Exercise directions | Filter the entries, keeping every line with the word "styles".
=-=-=-=-=
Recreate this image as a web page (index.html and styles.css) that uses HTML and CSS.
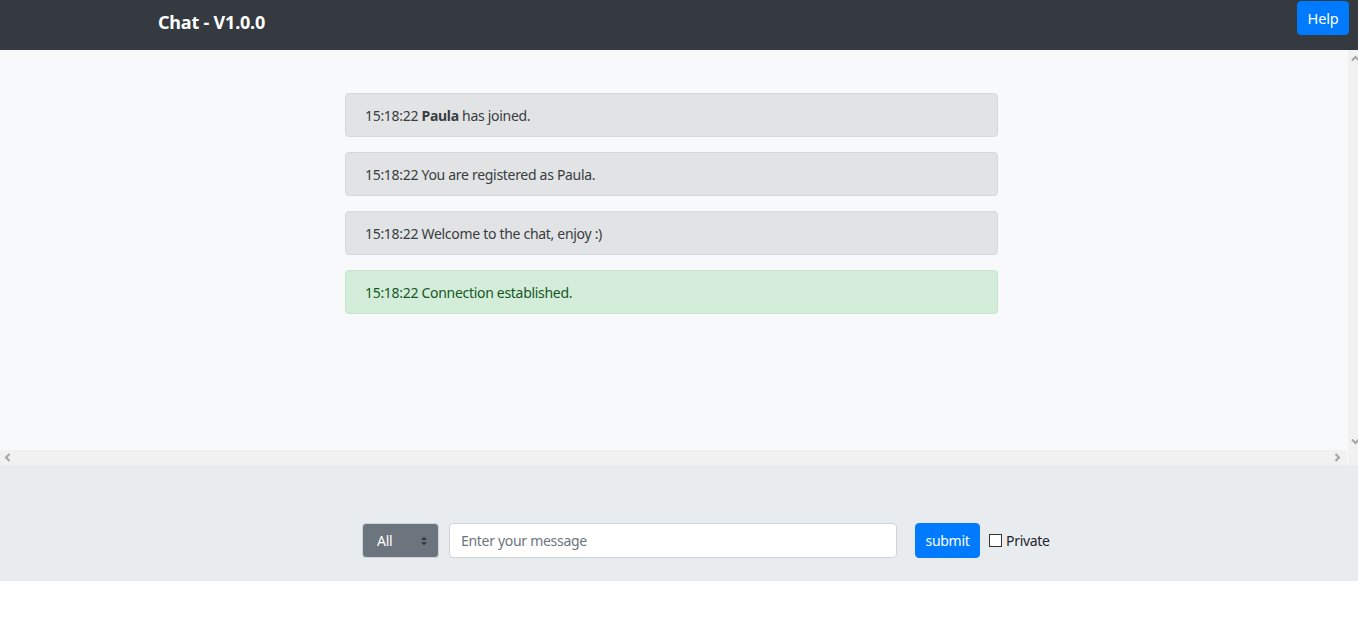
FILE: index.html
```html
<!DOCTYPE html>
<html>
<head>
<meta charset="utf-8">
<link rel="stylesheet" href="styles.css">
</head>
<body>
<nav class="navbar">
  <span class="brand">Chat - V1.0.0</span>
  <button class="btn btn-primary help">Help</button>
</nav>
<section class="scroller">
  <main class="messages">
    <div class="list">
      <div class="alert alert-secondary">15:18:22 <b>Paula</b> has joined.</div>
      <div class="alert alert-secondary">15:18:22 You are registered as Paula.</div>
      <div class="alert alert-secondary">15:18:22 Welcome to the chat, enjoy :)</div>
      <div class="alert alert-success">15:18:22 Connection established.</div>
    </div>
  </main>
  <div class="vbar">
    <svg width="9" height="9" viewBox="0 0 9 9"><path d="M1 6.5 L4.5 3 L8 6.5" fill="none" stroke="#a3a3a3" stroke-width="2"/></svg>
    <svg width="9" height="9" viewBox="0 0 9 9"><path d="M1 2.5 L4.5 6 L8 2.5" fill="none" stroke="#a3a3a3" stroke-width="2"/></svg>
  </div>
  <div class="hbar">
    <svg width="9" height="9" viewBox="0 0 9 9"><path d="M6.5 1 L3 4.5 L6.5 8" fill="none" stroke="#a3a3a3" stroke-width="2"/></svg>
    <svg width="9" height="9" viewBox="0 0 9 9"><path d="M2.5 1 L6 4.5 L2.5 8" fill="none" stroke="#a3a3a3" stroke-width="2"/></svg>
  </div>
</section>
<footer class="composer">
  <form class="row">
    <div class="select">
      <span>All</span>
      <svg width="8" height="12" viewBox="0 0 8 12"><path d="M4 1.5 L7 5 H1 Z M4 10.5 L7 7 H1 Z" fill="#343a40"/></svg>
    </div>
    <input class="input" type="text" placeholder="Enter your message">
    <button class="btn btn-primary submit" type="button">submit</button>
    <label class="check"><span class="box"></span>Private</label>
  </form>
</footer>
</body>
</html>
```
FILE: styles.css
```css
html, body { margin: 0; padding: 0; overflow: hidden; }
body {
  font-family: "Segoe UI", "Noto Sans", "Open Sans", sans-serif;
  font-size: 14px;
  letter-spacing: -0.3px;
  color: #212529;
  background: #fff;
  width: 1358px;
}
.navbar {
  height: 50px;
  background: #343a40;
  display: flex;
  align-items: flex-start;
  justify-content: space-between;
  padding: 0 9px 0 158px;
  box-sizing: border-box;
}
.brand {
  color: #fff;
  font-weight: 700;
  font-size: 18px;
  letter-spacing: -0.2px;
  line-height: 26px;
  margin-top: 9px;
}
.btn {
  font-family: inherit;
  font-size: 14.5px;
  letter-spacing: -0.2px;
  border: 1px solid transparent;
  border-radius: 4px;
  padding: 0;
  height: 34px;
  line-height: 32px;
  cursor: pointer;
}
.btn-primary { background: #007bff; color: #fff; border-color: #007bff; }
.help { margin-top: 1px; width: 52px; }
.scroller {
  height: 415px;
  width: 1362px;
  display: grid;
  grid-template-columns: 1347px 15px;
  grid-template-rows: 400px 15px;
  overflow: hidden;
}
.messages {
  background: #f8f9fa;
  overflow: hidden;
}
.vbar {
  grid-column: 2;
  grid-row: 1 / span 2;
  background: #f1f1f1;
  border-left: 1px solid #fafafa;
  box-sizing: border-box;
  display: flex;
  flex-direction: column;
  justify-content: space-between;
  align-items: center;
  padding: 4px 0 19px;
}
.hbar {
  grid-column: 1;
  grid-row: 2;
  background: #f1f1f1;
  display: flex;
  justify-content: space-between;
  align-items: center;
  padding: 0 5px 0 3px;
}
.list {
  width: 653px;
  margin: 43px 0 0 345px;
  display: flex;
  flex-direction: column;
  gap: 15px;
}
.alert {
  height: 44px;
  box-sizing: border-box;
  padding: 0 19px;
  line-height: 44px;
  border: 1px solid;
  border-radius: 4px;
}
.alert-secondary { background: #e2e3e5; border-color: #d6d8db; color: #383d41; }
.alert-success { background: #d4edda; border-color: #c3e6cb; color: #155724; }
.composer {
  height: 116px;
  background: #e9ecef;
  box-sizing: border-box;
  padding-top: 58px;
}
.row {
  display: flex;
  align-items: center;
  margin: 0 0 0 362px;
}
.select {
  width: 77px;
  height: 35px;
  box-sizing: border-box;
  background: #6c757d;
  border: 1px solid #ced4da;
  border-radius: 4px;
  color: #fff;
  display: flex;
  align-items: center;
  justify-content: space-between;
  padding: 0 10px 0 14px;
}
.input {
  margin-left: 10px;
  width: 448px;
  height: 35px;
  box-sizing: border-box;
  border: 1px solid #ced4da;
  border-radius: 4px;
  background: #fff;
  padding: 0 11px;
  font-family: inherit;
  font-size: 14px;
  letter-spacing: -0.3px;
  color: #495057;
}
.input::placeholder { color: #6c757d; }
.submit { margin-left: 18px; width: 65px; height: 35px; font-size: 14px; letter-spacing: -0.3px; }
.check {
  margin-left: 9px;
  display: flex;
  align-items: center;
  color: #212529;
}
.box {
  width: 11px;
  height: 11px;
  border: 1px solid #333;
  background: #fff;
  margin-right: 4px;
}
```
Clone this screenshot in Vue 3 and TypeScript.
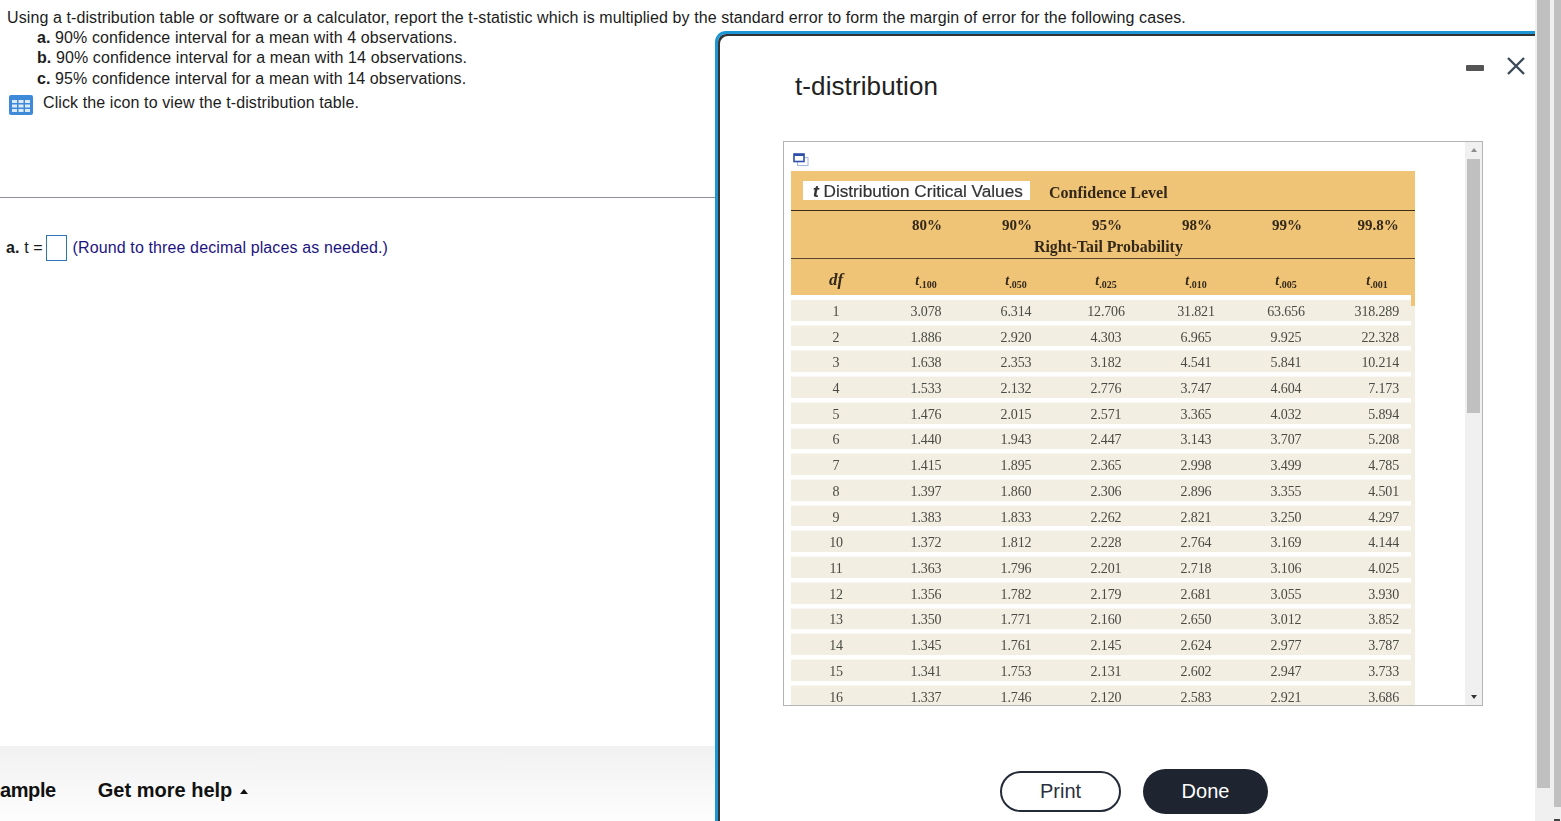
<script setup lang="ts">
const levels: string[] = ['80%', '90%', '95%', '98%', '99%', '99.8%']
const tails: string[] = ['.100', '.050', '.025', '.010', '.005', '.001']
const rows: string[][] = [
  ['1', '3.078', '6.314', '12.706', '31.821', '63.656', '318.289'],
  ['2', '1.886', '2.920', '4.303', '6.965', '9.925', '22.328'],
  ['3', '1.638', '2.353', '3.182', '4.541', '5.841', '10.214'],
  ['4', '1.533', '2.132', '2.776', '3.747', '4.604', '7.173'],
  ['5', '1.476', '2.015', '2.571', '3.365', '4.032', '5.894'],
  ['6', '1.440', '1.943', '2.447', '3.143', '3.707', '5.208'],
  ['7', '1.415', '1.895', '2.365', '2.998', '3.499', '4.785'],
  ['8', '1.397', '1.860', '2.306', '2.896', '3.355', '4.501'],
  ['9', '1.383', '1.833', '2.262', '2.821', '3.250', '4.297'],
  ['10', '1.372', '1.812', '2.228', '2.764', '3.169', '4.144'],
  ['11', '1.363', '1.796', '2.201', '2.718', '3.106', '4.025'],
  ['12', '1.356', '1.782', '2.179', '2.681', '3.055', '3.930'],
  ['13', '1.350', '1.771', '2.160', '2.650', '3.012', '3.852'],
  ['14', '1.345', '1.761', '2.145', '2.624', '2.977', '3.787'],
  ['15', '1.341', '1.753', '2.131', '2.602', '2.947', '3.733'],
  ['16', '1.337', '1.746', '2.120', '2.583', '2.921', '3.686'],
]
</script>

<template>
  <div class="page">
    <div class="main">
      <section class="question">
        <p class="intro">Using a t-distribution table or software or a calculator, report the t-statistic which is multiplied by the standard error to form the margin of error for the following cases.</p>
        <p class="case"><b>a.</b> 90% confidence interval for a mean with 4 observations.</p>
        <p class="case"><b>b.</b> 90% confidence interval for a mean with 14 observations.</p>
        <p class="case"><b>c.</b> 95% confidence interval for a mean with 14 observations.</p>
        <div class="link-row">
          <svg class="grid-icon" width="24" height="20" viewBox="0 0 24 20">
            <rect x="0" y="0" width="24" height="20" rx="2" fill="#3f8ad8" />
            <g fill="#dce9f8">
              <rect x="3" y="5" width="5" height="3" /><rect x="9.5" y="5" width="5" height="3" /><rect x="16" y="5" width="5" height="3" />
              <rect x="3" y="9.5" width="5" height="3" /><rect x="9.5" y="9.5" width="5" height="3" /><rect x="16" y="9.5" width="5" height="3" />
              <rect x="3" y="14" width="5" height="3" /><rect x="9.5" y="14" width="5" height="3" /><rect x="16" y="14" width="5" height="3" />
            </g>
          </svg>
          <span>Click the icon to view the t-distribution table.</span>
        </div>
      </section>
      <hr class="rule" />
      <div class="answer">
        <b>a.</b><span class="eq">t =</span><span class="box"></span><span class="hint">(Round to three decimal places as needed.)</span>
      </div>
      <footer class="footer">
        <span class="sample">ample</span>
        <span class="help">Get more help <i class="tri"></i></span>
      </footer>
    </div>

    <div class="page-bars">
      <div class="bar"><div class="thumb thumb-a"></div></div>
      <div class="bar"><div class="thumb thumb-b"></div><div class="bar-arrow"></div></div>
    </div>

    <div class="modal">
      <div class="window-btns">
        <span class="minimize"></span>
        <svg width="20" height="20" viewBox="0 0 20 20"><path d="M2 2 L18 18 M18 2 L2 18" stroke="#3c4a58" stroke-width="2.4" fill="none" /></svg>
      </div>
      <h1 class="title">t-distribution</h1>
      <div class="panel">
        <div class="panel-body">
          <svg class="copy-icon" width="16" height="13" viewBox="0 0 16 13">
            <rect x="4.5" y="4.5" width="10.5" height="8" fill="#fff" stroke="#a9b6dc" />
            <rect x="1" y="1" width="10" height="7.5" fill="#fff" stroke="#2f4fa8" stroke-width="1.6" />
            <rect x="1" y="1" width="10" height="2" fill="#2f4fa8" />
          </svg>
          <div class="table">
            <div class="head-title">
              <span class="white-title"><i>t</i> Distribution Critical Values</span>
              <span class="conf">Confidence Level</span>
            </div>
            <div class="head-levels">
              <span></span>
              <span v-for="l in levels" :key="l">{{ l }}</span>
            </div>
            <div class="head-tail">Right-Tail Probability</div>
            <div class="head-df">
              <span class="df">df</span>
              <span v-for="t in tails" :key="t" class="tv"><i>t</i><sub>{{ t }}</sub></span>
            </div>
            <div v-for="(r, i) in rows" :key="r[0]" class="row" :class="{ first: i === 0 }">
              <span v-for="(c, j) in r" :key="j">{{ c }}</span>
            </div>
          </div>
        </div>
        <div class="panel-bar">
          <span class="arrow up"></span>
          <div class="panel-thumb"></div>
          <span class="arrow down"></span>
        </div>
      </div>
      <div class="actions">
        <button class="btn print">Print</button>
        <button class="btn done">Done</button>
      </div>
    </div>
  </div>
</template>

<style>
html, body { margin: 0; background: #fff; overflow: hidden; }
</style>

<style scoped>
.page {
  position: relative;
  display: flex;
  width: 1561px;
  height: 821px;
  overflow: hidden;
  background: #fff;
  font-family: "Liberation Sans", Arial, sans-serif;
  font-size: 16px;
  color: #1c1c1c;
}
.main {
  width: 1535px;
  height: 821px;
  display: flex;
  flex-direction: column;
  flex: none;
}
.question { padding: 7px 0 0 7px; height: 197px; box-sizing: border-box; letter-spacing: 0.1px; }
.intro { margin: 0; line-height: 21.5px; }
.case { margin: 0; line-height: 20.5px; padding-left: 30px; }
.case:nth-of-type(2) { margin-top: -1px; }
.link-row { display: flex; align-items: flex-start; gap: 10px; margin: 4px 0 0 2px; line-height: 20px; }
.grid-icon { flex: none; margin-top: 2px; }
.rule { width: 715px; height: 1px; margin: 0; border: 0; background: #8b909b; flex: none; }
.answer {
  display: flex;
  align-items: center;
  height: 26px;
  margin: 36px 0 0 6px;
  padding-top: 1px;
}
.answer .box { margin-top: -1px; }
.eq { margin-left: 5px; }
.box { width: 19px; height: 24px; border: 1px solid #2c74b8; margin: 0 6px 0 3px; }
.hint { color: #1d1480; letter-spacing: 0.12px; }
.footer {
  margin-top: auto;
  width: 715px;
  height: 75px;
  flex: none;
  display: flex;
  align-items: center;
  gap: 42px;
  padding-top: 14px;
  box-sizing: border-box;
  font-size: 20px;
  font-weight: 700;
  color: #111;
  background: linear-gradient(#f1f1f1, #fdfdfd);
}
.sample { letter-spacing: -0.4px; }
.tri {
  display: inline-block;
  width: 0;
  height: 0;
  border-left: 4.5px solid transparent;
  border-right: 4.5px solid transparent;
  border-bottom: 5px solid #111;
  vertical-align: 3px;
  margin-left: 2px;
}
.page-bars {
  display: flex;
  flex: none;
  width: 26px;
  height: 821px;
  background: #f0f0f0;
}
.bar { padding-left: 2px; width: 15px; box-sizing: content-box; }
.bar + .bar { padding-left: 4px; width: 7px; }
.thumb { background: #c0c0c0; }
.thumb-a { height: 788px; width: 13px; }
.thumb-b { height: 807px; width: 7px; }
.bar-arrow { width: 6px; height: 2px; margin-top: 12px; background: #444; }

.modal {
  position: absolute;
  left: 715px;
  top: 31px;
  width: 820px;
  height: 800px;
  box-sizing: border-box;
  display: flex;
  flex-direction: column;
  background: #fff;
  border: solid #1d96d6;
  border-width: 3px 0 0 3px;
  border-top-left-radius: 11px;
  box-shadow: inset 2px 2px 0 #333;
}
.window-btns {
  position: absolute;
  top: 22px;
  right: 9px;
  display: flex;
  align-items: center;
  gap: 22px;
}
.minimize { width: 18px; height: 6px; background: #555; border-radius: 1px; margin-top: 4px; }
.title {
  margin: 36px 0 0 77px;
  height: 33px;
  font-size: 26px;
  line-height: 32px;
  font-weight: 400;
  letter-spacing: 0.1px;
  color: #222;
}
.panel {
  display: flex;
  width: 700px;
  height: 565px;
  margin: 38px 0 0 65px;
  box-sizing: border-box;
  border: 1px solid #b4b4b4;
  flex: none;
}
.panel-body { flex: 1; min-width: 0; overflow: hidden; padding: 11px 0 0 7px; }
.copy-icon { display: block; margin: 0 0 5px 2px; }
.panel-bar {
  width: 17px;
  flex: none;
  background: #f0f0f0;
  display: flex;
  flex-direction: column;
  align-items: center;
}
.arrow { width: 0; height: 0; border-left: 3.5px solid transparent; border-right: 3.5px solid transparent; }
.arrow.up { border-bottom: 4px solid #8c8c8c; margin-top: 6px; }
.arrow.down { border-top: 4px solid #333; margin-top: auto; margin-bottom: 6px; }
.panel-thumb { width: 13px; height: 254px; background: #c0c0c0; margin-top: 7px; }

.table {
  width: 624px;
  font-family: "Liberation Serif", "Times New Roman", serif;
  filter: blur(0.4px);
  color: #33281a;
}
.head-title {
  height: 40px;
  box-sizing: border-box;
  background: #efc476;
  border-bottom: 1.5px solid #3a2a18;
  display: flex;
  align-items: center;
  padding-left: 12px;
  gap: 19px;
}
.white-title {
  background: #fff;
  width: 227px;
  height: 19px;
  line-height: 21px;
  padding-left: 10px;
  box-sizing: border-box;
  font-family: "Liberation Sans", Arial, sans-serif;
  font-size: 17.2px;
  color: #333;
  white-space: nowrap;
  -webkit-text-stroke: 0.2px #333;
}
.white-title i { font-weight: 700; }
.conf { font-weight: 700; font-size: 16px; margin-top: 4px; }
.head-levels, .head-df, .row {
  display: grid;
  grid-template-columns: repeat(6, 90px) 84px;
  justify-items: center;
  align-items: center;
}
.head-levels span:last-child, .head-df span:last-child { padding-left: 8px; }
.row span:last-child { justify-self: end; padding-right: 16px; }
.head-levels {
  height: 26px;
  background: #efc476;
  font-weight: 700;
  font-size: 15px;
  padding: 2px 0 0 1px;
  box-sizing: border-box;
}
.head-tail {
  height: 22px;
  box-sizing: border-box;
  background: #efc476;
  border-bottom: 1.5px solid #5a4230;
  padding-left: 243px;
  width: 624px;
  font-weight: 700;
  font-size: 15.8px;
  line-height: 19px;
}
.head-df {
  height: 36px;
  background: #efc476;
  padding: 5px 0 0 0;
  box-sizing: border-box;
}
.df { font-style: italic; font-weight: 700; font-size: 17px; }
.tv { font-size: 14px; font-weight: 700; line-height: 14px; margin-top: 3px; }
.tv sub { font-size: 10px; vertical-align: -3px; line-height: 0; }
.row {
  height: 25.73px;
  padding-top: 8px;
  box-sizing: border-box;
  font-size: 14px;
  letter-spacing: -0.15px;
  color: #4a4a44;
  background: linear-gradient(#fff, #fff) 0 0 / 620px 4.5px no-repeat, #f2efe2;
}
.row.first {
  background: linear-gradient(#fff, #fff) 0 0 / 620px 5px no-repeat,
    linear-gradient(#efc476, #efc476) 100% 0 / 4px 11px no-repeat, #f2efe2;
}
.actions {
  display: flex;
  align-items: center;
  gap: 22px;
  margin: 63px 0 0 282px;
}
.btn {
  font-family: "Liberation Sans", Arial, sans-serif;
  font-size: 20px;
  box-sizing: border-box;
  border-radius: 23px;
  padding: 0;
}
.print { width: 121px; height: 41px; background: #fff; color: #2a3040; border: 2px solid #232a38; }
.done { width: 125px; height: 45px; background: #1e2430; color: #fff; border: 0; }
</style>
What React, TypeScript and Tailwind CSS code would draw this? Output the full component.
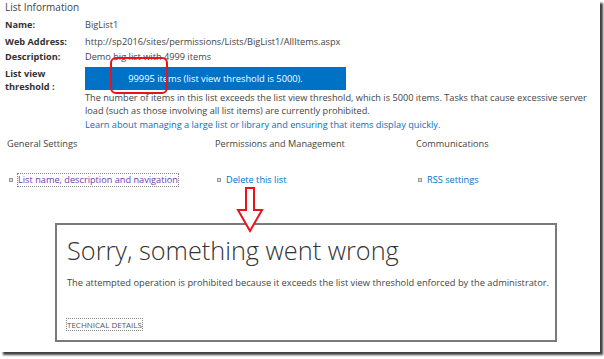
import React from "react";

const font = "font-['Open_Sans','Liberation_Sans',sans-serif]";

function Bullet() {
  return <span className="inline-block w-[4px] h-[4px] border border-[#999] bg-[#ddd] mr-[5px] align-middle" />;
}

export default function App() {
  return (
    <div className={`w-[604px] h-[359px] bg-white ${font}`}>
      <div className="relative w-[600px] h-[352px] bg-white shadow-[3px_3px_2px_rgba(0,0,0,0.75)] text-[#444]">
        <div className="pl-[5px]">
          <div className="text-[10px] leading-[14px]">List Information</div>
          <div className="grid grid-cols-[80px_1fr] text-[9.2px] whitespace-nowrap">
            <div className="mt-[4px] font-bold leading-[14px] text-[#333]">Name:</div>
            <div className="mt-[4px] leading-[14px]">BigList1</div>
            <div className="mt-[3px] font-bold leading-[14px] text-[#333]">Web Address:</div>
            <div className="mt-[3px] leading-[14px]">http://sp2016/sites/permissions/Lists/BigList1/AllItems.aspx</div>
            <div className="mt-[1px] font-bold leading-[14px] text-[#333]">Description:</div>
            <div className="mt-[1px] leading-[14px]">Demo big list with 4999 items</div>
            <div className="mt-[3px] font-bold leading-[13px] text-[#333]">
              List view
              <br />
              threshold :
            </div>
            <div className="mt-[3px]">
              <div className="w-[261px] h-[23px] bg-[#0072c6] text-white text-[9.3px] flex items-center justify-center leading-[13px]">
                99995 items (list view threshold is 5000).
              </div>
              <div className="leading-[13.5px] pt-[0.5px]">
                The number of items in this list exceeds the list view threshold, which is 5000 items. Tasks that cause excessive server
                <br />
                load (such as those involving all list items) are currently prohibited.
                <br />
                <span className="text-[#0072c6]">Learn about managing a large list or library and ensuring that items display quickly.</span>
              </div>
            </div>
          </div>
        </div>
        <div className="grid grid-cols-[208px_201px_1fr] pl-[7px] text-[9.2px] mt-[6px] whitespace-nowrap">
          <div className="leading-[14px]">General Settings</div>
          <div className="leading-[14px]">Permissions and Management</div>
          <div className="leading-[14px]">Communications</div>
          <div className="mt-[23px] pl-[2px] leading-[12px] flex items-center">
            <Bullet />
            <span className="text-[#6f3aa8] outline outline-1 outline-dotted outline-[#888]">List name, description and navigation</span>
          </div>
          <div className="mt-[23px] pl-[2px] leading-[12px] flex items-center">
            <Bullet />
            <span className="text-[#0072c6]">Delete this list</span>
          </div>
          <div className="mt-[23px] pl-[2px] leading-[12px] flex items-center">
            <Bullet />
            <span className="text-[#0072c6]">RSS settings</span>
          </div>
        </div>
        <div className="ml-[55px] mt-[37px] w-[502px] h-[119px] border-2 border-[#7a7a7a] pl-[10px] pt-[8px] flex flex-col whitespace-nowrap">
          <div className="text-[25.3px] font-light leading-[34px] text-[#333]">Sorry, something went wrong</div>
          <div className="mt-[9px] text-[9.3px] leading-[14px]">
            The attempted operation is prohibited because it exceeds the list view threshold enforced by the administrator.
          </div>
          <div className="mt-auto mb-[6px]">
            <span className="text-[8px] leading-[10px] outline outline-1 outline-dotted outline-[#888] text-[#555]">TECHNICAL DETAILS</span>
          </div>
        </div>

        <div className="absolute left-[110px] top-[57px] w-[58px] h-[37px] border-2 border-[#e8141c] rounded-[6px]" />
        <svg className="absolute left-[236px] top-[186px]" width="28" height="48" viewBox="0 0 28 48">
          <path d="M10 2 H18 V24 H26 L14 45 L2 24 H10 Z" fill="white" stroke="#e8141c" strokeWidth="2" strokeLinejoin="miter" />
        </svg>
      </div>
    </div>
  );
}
=-=-=-=-=
Problem solution |
Recreate this image as a web page (index.html and styles.css) that uses HTML and CSS.
<link rel="stylesheet" href="styles.css">
FILE: styles.css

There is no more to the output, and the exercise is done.